Fed vice chair Richard Clarida recently said that the Fed's strategy review will not lead to any change in its inflation target of 2 percent. However, the economic costs of the zero bound constraint call for serious consideration of more powerful strategy changes. For example, permanently increasing the inflation target to 3 percent in combination with a limited overshooting policy would reduce the probability of hitting the zero bound and increase the Fed's firepower by more than a limited overshooting policy centered on 2 percent.

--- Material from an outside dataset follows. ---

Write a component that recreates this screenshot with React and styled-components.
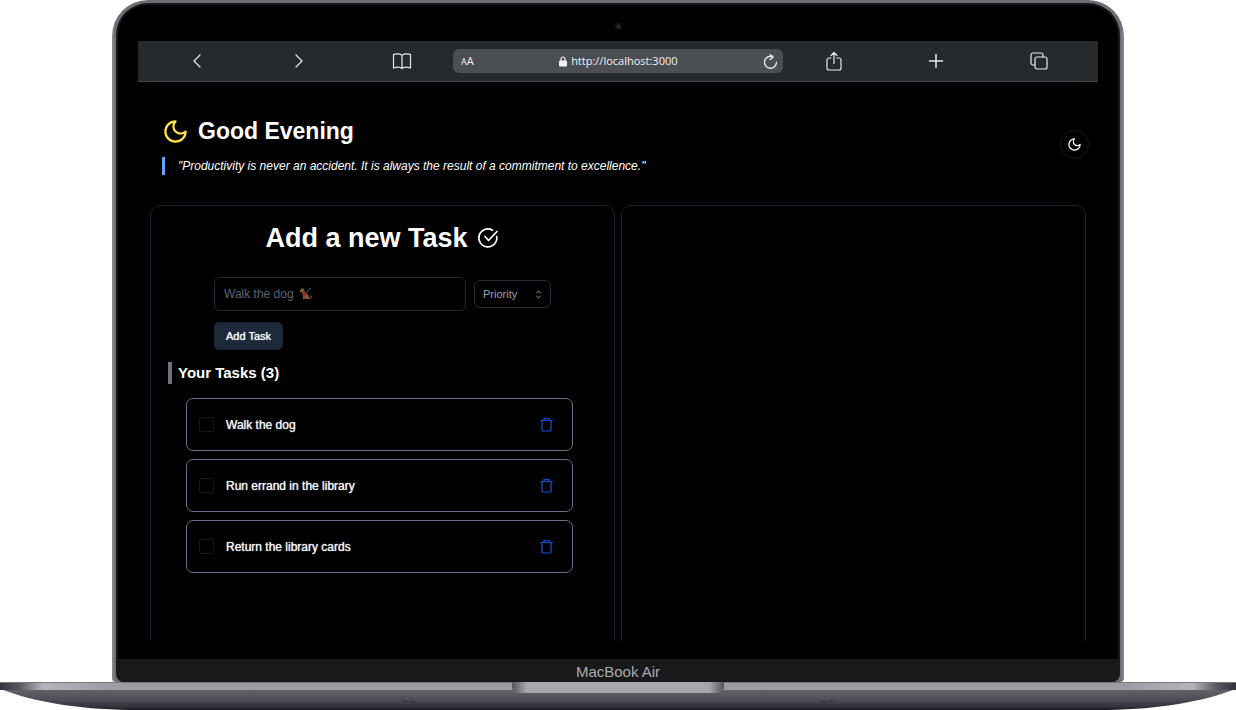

As with any proposed change to monetary policy strategy, a policy of limited overshooting would be controversial, and raising the inflation target even more so. The 2016 Geneva Report, What Else Can Central Banks Do?, provides further discussion of the pros and cons of various policy options to deal with the zero bound on interest rates.


1. The Fed does not have a fixed target for the unemployment rate because employment is affected by long-run institutional and demographic factors beyond the Fed's control. The Fed does have contemporaneous estimates of the lowest rate of unemployment consistent with low and stable inflation, sometimes referred to as the natural rate of unemployment.

2. For example, in the November 2010 Summary of Economic Projections, 11 participants in the Federal Open Market Committee listed a "longer run" inflation objective of 2 percent, 3 participants listed 1.5 percent, and 4 participants listed values of 1.6 to 1.9 percent.

3. The benefits of buying long-term bonds are limited by the zero bound on longer-term yields, which has been reached in Germany and Japan. Although US yields are notably higher than zero now, they are likely to fall significantly in the event of a recession. The Fed is limited to purchasing government-guaranteed bonds and is not allowed to buy corporate bonds or equity.